Erica opened her mouth to say something else, and then thought better of it. She knew now that unless there were a miracle, she would never marry Marc, but sometimes miracles happened and there was still one day left.

“Aren't you going to argue about it?” asked Marc, looking still more surprised.

“No,” said Erica. The idea that if they were married, their children would be brought up as Jews had come as a shock, the worst shock Marc had given her so far, she realized. At the moment it did not seem to her to make much sense, and it was certainly going to take some getting used to, but to argue about it now struck her as just about as futile as stopping a film in the middle and proceeding to quarrel over what took place in the part neither of them had yet seen.

She said suddenly a moment later, “These children of ours would be brought up as both anyhow.”

“Why?”

“Because, darling,” she said patiently, “whether we like it or not, we're both.”

“Oh,” said Marc. He grinned, remarking, “I guess that stops me.”

“Temporarily,” said Erica, carefully putting out her cigarette.

He glanced at her but she said nothing more. At the end of another silence he asked, “What did you mean when you said that you and your father were never going to get back to where you were before?”

“The whole basis of our relationship has gone. When I think of the way Charles and I used to be, it seems to me we were like those characters in cartoon comedies who run off a cliff and keep on running until they happen to look down and discover that the cliff isn't there any more, and then start to fall.”

With her eyes on a sumac flaming against the dark green of two young pines on the other side of the clearing, she said, “Well, we had a good run for our money, Charles and I. It took us longer than most people to find out that there wasn't anything underneath us.”

He was staring straight ahead of him with the rather bleak look which she had seen in his face at odd times ever since she had known him, only lately it had become much more frequent. It made him look older, not younger like his smile.

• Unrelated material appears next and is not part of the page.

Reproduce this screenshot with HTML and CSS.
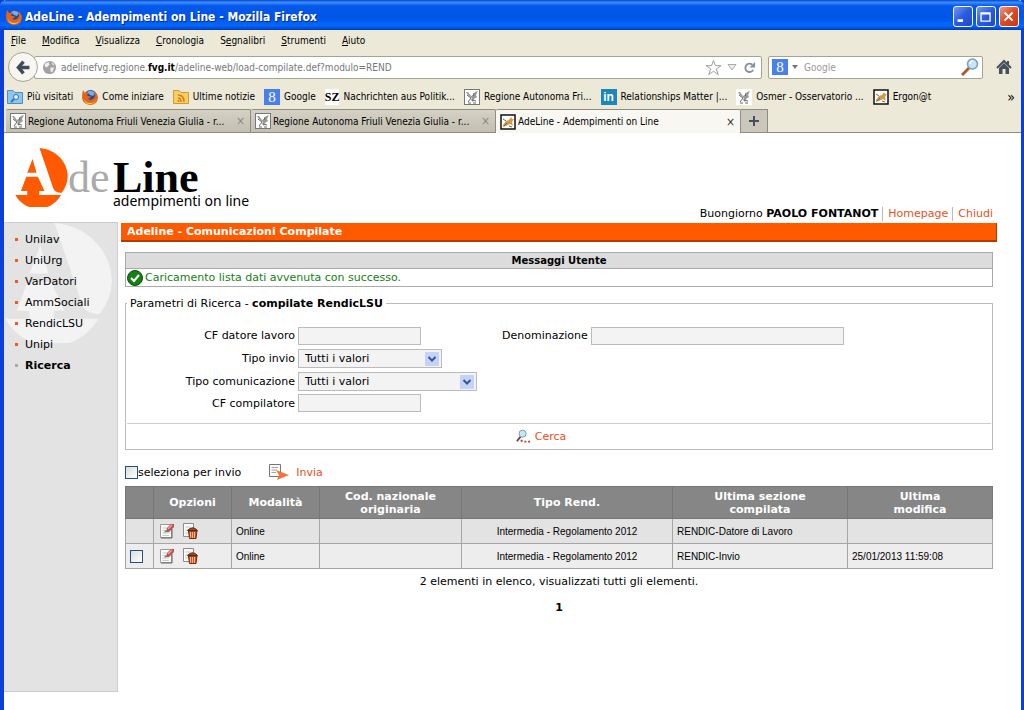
FILE: index.html
```html
<!DOCTYPE html>
<html lang="it">
<head>
<meta charset="utf-8">
<title>AdeLine - Adempimenti on Line</title>
<link rel="stylesheet" href="styles.css">
</head>
<body>
<svg class="defs" aria-hidden="true">
  <symbol id="mark" viewBox="0 0 158 178">
    <path d="M73 0C122 4 158 42 158 87Q157 113 140 135Q122 136 115 124Z"/>
    <path d="M52 33L64 75H36ZM33 87H68L88 130H72V142H138A79 79 0 0 1 0 142H36V130H17Z"/>
  </symbol>
  <symbol id="firefox" viewBox="0 0 16 16">
    <circle cx="8.5" cy="7.5" r="6.5" fill="#244a94"/>
    <path d="M5 3Q9 0 13 4L11 7L8 6Z" fill="#6fb0e8"/>
    <path d="M1 1L3 4Q5 3 7 4L5 6Q6 8 9 7Q8 10 6 10Q9 12 12 9Q14 6 12 2Q16 5 16 9Q15 16 8 16Q1 15 0 9Q0 5 1 1Z" fill="#e0651a"/>
    <path d="M14 5Q16 14 8 14Q4 14 2 10Q3 16 9 15Q16 14 14 5Z" fill="#f9c440"/>
  </symbol>
  <symbol id="eagle" viewBox="0 0 16 16">
    <path d="M0 0H16V16H0Z" fill="#fff"/>
    <path d="M2 3L4 3L7 7L9 6L11 3L14 2L12 6L13 8L10 10L9 13L7 11L8 9L4 6Z" fill="#999"/>
    <path d="M3 6L7 9L4 13M10 4L9 7M4 14H7M9 14H12M8 11L12 12" fill="none" stroke="#666"/>
  </symbol>
  <symbol id="cat" viewBox="0 0 16 16">
    <path d="M1 1H15V15H1Z" fill="#fff" stroke="#111" stroke-width="1.5"/>
    <path d="M3 11L6 7L9 6L11 3L12 5L14 5L12 8L13 12L10 10L6 12L3 13Z" fill="#d39a4a"/>
    <path d="M3 5L6 7M9 12L12 13M4 12L7 9" stroke="#76613c" fill="none"/>
  </symbol>
  <symbol id="edit" viewBox="0 0 16 16">
    <path d="M1.500 1.500H12.500V14.500H1.500Z" fill="#fafafa" stroke="#999"/>
    <path d="M2 15H13V6" stroke="#666" fill="none"/>
    <path d="M3.500 5H8M3.500 7.500H7M3.500 10H10M3.500 12.500H10" stroke="#c4ccc4"/>
    <path d="M7 9L8 5L12 1H15V4L10 9Z" fill="#b9504d"/>
    <path d="M9 6L13 2" stroke="#efa49c" stroke-width="1.500"/><path d="M5 9.500L7 7L8 9Z" fill="#4f8d55"/>
  </symbol>
  <symbol id="trash" viewBox="0 0 16 16">
    <path d="M1.500 .5H11.500V13.500H1.500Z" fill="#fafafa" stroke="#8c8c8c"/>
    <path d="M3.500 4H8M3.500 7H6M3.500 10H6" stroke="#b7cfa8"/>
    <path d="M6.500 8H15L14 15.500H7.500Z" fill="#c2562c" stroke="#6b2c12"/>
    <path d="M5.500 7.500Q10.500 2 15.500 7.500Z" fill="#9e4a22" stroke="#5d2610"/>
    <path d="M8.500 9V15M10.500 9V15M12.500 9V15" stroke="#ffad7c"/>
  </symbol>
  <symbol id="lens" viewBox="0 0 18 18">
    <path d="M1 17L8 10" stroke="#a4602d" stroke-width="3"/>
    <circle cx="11.500" cy="6" r="5" fill="#c4e6fb" stroke="#779dbd" stroke-width="1.500"/>
    <path d="M9 6Q9 3 12 3" stroke="#fff" stroke-width="1.500" fill="none"/>
  </symbol>
</svg>

<div class="window">
  <header class="titlebar">
    <svg class="ico"><use href="#firefox"/></svg>
    <span class="title">AdeLine - Adempimenti on Line - Mozilla Firefox</span>
    <button class="win" aria-label="Riduci"><svg viewBox="0 0 20 20"><path d="M4 14H10" stroke="#fff" stroke-width="3"/></svg></button>
    <button class="win" aria-label="Ingrandisci"><svg viewBox="0 0 20 20"><path d="M4.500 5.500H14.500V14.500H4.500ZM4.500 6.500H14.500" stroke="#fff" stroke-width="1.500" fill="none"/></svg></button>
    <button class="win close" aria-label="Chiudi finestra"><svg viewBox="0 0 20 20"><path d="M5 5L14 14M14 5L5 14" stroke="#fff" stroke-width="2.200"/></svg></button>
  </header>

  <div class="chrome">
    <nav class="menu" aria-label="Menu">
      <button><u>F</u>ile</button><button><u>M</u>odifica</button><button><u>V</u>isualizza</button><button><u>C</u>ronologia</button><button>S<u>e</u>gnalibri</button><button><u>S</u>trumenti</button><button><u>A</u>iuto</button>
    </nav>
    <div class="nav">
      <button class="back" aria-label="Indietro"><svg viewBox="0 0 20 20"><path d="M10 3L4 10L10 17M5 10H17" fill="none" stroke="#3f4b5a" stroke-width="4"/></svg></button>
      <div class="url">
        <svg class="globe" viewBox="0 0 16 16"><circle cx="8" cy="8" r="7" fill="#a2a2a2"/><path d="M3 4L7 2L8 5L5 8L3 7ZM9 8L13 8L11 13L9 12ZM10 3L13 4L12 6Z" fill="#eee"/></svg>
        <div class="address">adelinefvg.regione.<b>fvg.it</b>/adeline-web/load-compilate.def?modulo=REND</div>
        <svg class="star" viewBox="0 0 18 18"><path d="M9 1.500L11 7H17L12 10.500L14 16.500L9 13L4 16.500L6 10.500L1 7H7Z" fill="#fff" stroke="#9a9a9a"/></svg>
        <svg class="drop" viewBox="0 0 10 10"><path d="M1 2.500H9L5 8Z" fill="#eee" stroke="#aaa"/></svg>
        <svg class="reload" viewBox="0 0 14 14"><path d="M11 9.500A4.500 4.500 0 1 1 10 4" fill="none" stroke="#87909b" stroke-width="2"/><path d="M13 1V7H7Z" fill="#87909b"/></svg>
      </div>
      <div class="search">
        <span class="g">8</span>
        <svg class="caret" viewBox="0 0 6 4"><path d="M0 0H6L3 4Z" fill="#777"/></svg>
        <input type="text" aria-label="Cerca con Google" placeholder="Google">
        <svg class="find"><use href="#lens"/></svg>
      </div>
      <svg class="home" viewBox="0 0 16 16"><path d="M1 9L8 2L15 9M12 2V6" fill="none" stroke="#46505d" stroke-width="2"/><path d="M3 9L8 4L13 9V15H9.500V10H6.500V15H3Z" fill="#46505d"/></svg>
    </div>
    <nav class="marks" aria-label="Segnalibri">
      <a href="#"><svg class="ico" viewBox="0 0 16 16"><path d="M.5 1.500H6L8 3.500H15.500V14.500H.5Z" fill="#8ec5ea" stroke="#4a8dbf"/><circle cx="9" cy="8" r="2.500" fill="#dff1fc" stroke="#2f78b0"/><path d="M7 10L4 13" stroke="#2f78b0" stroke-width="2"/></svg>Più visitati</a>
      <a href="#"><svg class="ico"><use href="#firefox"/></svg>Come iniziare</a>
      <a href="#"><svg class="ico" viewBox="0 0 16 16"><path d="M.5 1.500H6L8 3.500H15.500V14.500H.5Z" fill="#f8cf63" stroke="#d09a2c"/><path d="M5 6Q11 6 11 13M5 9Q8 9 8 13" fill="none" stroke="#e0781a" stroke-width="1.500"/><circle cx="5.500" cy="12" r="1" fill="#e0781a"/></svg>Ultime notizie</a>
      <a href="#"><span class="g">8</span>Google</a>
      <a href="#"><span class="sz">SZ</span>Nachrichten aus Politik...</a>
      <a href="#"><svg class="ico boxed"><use href="#eagle"/></svg>Regione Autonoma Fri...</a>
      <a href="#"><span class="in">in</span>Relationships Matter |...</a>
      <a href="#"><svg class="ico"><use href="#eagle"/></svg>Osmer - Osservatorio ...</a>
      <a href="#"><svg class="ico"><use href="#cat"/></svg>Ergon@t</a>
      <button class="more" aria-label="Altri segnalibri">»</button>
    </nav>
    <div class="tabs">
      <div class="tab"><svg class="ico boxed"><use href="#eagle"/></svg><span>Regione Autonoma Friuli Venezia Giulia - r...</span><button aria-label="Chiudi scheda">×</button></div>
      <div class="tab"><svg class="ico boxed"><use href="#eagle"/></svg><span>Regione Autonoma Friuli Venezia Giulia - r...</span><button aria-label="Chiudi scheda">×</button></div>
      <div class="tab active"><svg class="ico"><use href="#cat"/></svg><span>AdeLine - Adempimenti on Line</span><button aria-label="Chiudi scheda">×</button></div>
      <button class="plus" aria-label="Nuova scheda"><svg viewBox="0 0 10 10"><path d="M5 0V10M0 5H10" stroke="#46505d" stroke-width="2"/></svg></button>
    </div>
  </div>

  <div class="page">
    <div class="top">
      <div class="logo">
        <svg class="mark"><use href="#mark"/></svg>
        <span class="de">de</span>
        <div class="line"><span class="name">Line</span><span class="tag">adempimenti on line</span></div>
      </div>
      <div class="user"><span>Buongiorno <b>PAOLO FONTANOT</b></span><a href="#">Homepage</a><a href="#">Chiudi</a></div>
    </div>
    <div class="body">
      <aside class="side">
        <svg class="water"><use href="#mark"/></svg>
        <ul>
          <li><a href="#">Unilav</a></li><li><a href="#">UniUrg</a></li><li><a href="#">VarDatori</a></li><li><a href="#">AmmSociali</a></li><li><a href="#">RendicLSU</a></li><li><a href="#">Unipi</a></li><li class="current"><a href="#">Ricerca</a></li>
        </ul>
      </aside>
      <main class="main">
        <h1>Adeline - Comunicazioni Compilate</h1>
        <div class="content">
          <section class="msg">
            <h2>Messaggi Utente</h2>
            <p><svg class="ok" viewBox="0 0 16 16"><circle cx="8" cy="8" r="7.500" fill="#158015" stroke="#0b4f0b"/><path d="M4 8L7 11L12 5" fill="none" stroke="#fff" stroke-width="2"/></svg>Caricamento lista dati avvenuta con successo.</p>
          </section>
          <form>
            <fieldset>
              <legend>Parametri di Ricerca - <b>compilate RendicLSU</b></legend>
              <div class="fields">
                <label for="cf">CF datore lavoro</label><input id="cf" class="short" type="text">
                <label for="den">Denominazione</label><input id="den" class="long" type="text">
                <label class="first" for="invio">Tipo invio</label>
                <span class="sel narrow"><select id="invio"><option>Tutti i valori</option></select><svg viewBox="0 0 14 14"><path d="M0 0H14V14H0Z" fill="#c3d3fc"/><path d="M3.500 5L7 8.500L10.500 5" fill="none" stroke="#3c5590" stroke-width="2"/></svg></span>
                <label class="first" for="com">Tipo comunicazione</label>
                <span class="sel wide"><select id="com"><option>Tutti i valori</option></select><svg viewBox="0 0 14 14"><path d="M0 0H14V14H0Z" fill="#c3d3fc"/><path d="M3.500 5L7 8.500L10.500 5" fill="none" stroke="#3c5590" stroke-width="2"/></svg></span>
                <label class="first" for="comp">CF compilatore</label><input id="comp" class="short" type="text">
              </div>
              <div class="go"><button type="button"><svg viewBox="0 0 16 16"><path d="M1 13L5 8" stroke="#5d4a45" stroke-width="2"/><circle cx="7" cy="5" r="3.800" fill="#c4e8f8" stroke="#7798ae"/><path d="M5 12.500H7M9 13.500H11M13 13.500H15" stroke="#a83a30" stroke-width="2"/></svg>Cerca</button></div>
            </fieldset>
          </form>
          <div class="actions">
            <label><input type="checkbox">seleziona per invio</label>
            <button type="button"><svg viewBox="0 0 20 16"><path d="M.5 .5H11.500V12.500H.5Z" fill="#fafafa" stroke="#777"/><path d="M2.500 3.500H9M2.500 6H8M2.500 8.500H7" stroke="#a6a6a6"/><path d="M7 6L20 11L8 16L10 11Z" fill="#f4743b"/></svg>Invia</button>
          </div>
          <table>
            <colgroup><col class="c1"><col class="c2"><col class="c3"><col class="c4"><col><col class="c6"><col class="c7"></colgroup>
            <thead><tr><th></th><th>Opzioni</th><th>Modalità</th><th>Cod. nazionale<br>originaria</th><th>Tipo Rend.</th><th>Ultima sezione<br>compilata</th><th>Ultima<br>modifica</th></tr></thead>
            <tbody>
              <tr><td></td><td><div class="ops"><button aria-label="Modifica"><svg><use href="#edit"/></svg></button><button aria-label="Elimina"><svg><use href="#trash"/></svg></button></div></td><td>Online</td><td></td><td class="mid">Intermedia - Regolamento 2012</td><td>RENDIC-Datore di Lavoro</td><td></td></tr>
              <tr><td><input type="checkbox" aria-label="Seleziona riga"></td><td><div class="ops"><button aria-label="Modifica"><svg><use href="#edit"/></svg></button><button aria-label="Elimina"><svg><use href="#trash"/></svg></button></div></td><td>Online</td><td></td><td class="mid">Intermedia - Regolamento 2012</td><td>RENDIC-Invio</td><td>25/01/2013 11:59:08</td></tr>
            </tbody>
          </table>
          <p class="count">2 elementi in elenco, visualizzati tutti gli elementi.</p>
          <p class="pager">1</p>
        </div>
      </main>
    </div>
  </div>
</div>
</body>
</html>
```
FILE: styles.css
```css
* { box-sizing: border-box; }
body { margin: 0; background: #fff; color: #000; font-family: "DejaVu Sans", Verdana, sans-serif; font-size: 11px; }
button { border: 0; padding: 0; background: none; font: inherit; color: inherit; }
a { color: inherit; text-decoration: none; }
p, h1, h2, ul { margin: 0; padding: 0; }
svg { flex: none; display: block; }
.defs { display: none; }
.ico { width: 16px; height: 16px; flex: none; }
.boxed { outline: 1px solid #777; outline-offset: -1px; }

.window { min-height: 100vh; display: flex; flex-direction: column; border: solid #0a3fdc; border-width: 0 3px 0 4px; }
.titlebar { display: flex; align-items: center; gap: 3px; height: 30px; margin: 0 -3px 0 -4px; padding: 3px 5px 0 6px; border-radius: 6px 6px 0 0; background: linear-gradient(#0a46c8, #3a8cff 8%, #0458ea 20%, #0055e6 60%, #0068ff 85%, #003dbb); color: #fff; font: bold 12px "DejaVu Sans Condensed", "DejaVu Sans", sans-serif; text-shadow: 1px 1px #0a2a80; }
.title { flex: 1; }
.win { width: 20px; height: 21px; border: 1px solid #fff; border-radius: 3px; background: linear-gradient(135deg, #6f97f5, #2a5be0 50%, #1c49c8); }
.win svg { width: 18px; height: 18px; }
.close { background: linear-gradient(135deg, #f0967c, #dd4a22 50%, #c53a14); }

.chrome { background: #ece9d8; font-family: "DejaVu Sans Condensed", Tahoma, sans-serif; font-size: 10px; }
.menu { display: flex; gap: 16px; height: 20px; padding: 0 7px; align-items: center; }
.nav { display: flex; align-items: center; height: 34px; padding: 0 9px 0 4px; }
.back { width: 30px; height: 30px; border: 1px solid #a5a296; border-radius: 50%; background: #f7f6f0; display: grid; place-items: center; z-index: 1; }
.back svg { width: 17px; height: 17px; }
.url, .search { display: flex; align-items: center; height: 23px; border: 1px solid #a5a296; border-radius: 2px; background: #fff; }
.url { flex: 1; margin-left: -4px; padding: 0 5px 0 7px; color: #777; }
.url b { color: #000; }
.address { flex: 1; }
.globe { width: 15px; height: 15px; margin-right: 4px; }
.star { width: 17px; height: 17px; margin-right: 5px; }
.drop { width: 10px; height: 10px; margin-right: 6px; }
.reload { width: 13px; height: 13px; }
.search { width: 215px; margin: 0 13px 0 6px; padding: 0 3px; }
.search input { flex: 1; min-width: 0; border: 0; padding: 0; font: inherit; background: none; }
.search input::placeholder { color: #999; }
.g { width: 16px; height: 16px; background: #4a7fee; color: #fff; font: 15px/16px "Liberation Serif", serif; text-align: center; flex: none; }
.caret { width: 6px; height: 4px; margin: 0 6px 0 4px; }
.find { width: 18px; height: 18px; }
.home { width: 16px; height: 16px; }
.marks { display: flex; align-items: center; gap: 9px; height: 25px; padding: 0 6px 0 3px; white-space: nowrap; }
.marks a { display: flex; align-items: center; gap: 4px; }
.sz { background: #fff; font: bold 12px/16px "Liberation Serif", serif; }
.in { width: 16px; height: 16px; background: #1b87b9; color: #fff; font: bold 12px/16px "Liberation Sans", sans-serif; text-align: center; }
.more { margin-left: auto; font-size: 14px; }
.tabs { display: flex; height: 24px; padding-left: 2px; border-bottom: 1px solid #8f8d80; }
.tab { display: flex; align-items: center; gap: 2px; flex: 0 1 245px; min-width: 0; padding: 0 5px 0 4px; border: solid #8f8d80; border-width: 1px 1px 0 0; border-radius: 2px 2px 0 0; background: linear-gradient(#d5d2c5, #c2bfb1); white-space: nowrap; }
.tab span { flex: 1; overflow: hidden; }
.tab button { color: #888; font-size: 12px; }
.tab.active { background: #f8f7f1; margin-bottom: -1px; }
.tab.active button { color: #333; }
.plus { width: 27px; display: grid; place-items: center; border: solid #8f8d80; border-width: 1px 1px 0 0; background: #cbc8bb; }
.plus svg { width: 10px; height: 10px; }

.page { flex: 1; background: #fff; padding-bottom: 18px; display: flex; flex-direction: column; }
.top { display: flex; justify-content: space-between; align-items: flex-end; min-height: 89px; padding: 0 28px 0 11px; }
.logo { display: flex; align-items: flex-start; align-self: flex-start; padding-top: 15px; }
.mark { width: 53px; height: 59px; fill: #ff5a00; }
.de, .name { font: 44px/32px "Liberation Serif", serif; padding-top: 14px; }
.de { color: #aaa; width: 45px; }
.line { display: flex; flex-direction: column; }
.name { font-weight: bold; }
.tag { font: 14px/14px "Noto Sans", sans-serif; }
.user { display: flex; line-height: 14px; padding-bottom: 1px; }
.user a { color: #e8501a; border-left: 1px solid #bbb; margin-left: 4px; padding-left: 5px; }
.body { flex: 1; display: flex; gap: 3px; }
.side { position: relative; width: 114px; flex: none; background: #e3e3e3; border: solid #ccc; border-width: 1px 1px 1px 0; padding-top: 6px; }
.water { position: absolute; left: 0; top: 0; width: 109px; height: 120px; fill: #f3f3f3; }
.side ul { position: relative; list-style: none; }
.side li { display: flex; align-items: center; gap: 7px; padding-left: 11px; line-height: 21px; min-height: 21px; }
.side li::before { content: ""; width: 3px; height: 3px; background: #ee5a24; }
.side .current { font-weight: bold; }
.side .current::before { background: #aaa; }
.main { flex: 1; min-width: 0; padding-right: 24px; padding-top: 1px; }
h1 { font-size: 11px; line-height: 17px; height: 19px; padding-left: 6px; color: #fff; background: #ff5a00; border: solid #b03c00; border-width: 0 1px 2px 0; }
.content { padding: 10px 4px 0; }
.msg { border: 1px solid #aaa; }
.msg h2 { background: #dcdcdc; border-bottom: 1px solid #aaa; font-size: 10px; line-height: 15px; text-align: center; }
.msg p { display: flex; align-items: center; gap: 2px; padding: 1px; height: 17px; color: #158015; }
.ok { width: 16px; height: 16px; }
fieldset { margin: 9px 0 0; padding: 0 1px; border: 1px solid #bbb; min-width: 0; }
legend { padding: 0 3px; line-height: 15px; }
.fields { display: grid; grid-template-columns: 168px 201px auto 1fr; grid-template-rows: 19px 20px 20px 18px; gap: 3px; align-items: center; padding: 15px 0 11px; }
.fields label { text-align: right; }
.first { grid-column: 1; }
.fields input { height: 18px; border: 1px solid #bbb; background: #f3f3f3; padding: 0 4px; font: inherit; }
.short { width: 123px; }
.long { width: 253px; }
.sel { position: relative; grid-column: 2 / -1; }
.narrow { width: 144px; }
.wide { width: 179px; }
.sel select { appearance: none; width: 100%; height: 19px; border: 1px solid #bbb; border-radius: 0; background: #f3f3f3; padding: 0 20px 0 6px; font: inherit; color: #000; display: block; }
.sel svg { position: absolute; right: 3px; top: 3px; width: 14px; height: 14px; pointer-events: none; }
.go { border-top: 1px solid #ccc; display: flex; justify-content: center; padding: 4px 36px 4px 0; }
.go button, .actions button { display: flex; align-items: center; gap: 4px; color: #e8501a; line-height: 17px; }
.go svg { width: 15px; height: 15px; }
.actions { display: flex; align-items: center; gap: 28px; height: 24px; margin: 10px 0 2px; }
.actions label { display: flex; align-items: center; }
.actions svg { width: 20px; height: 16px; }
.actions button { gap: 7px; }
input[type=checkbox] { appearance: none; width: 13px; height: 13px; margin: 0; border: 1px solid #1d5180; background: linear-gradient(135deg, #dcdcd7, #fff); display: block; }
table { width: 100%; table-layout: fixed; border-collapse: collapse; border: 1px solid #999; }
.c1 { width: 28px; } .c2 { width: 78px; } .c3 { width: 88px; } .c4 { width: 142px; } .c6 { width: 175px; } .c7 { width: 145px; }
th { height: 32px; padding: 0; background: #868686; border: 1px solid #777; color: #fff; line-height: 13px; }
td { height: 25px; padding: 0 4px; border: 1px solid #a5a5a5; background: #e3e3e3; font-family: "Liberation Sans", Arial, sans-serif; font-size: 10px; }
tr:last-child td { background: #ededed; }
.mid { text-align: center; }
.ops { display: flex; gap: 7px; padding-left: 1px; }
.ops svg { width: 16px; height: 16px; }
.count, .pager { text-align: center; line-height: 15px; margin-top: 5px; }
.pager { font-weight: bold; margin-top: 11px; }
```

“My God, Eric, what a mess I've made of your life! I've taken you away from your family — I've even taken you away from your job.”

“Oh, damn my job,” said Erica. “I was sick to death of it anyway.”

“What are you going to do?”

“Join the Army, just like you.”

“Oh,” said Marc again. She knew that he still disliked the idea of women in uniform, and that he must dislike the idea of Erica in uniform still more, but all he said was, “Are you sure you want to?”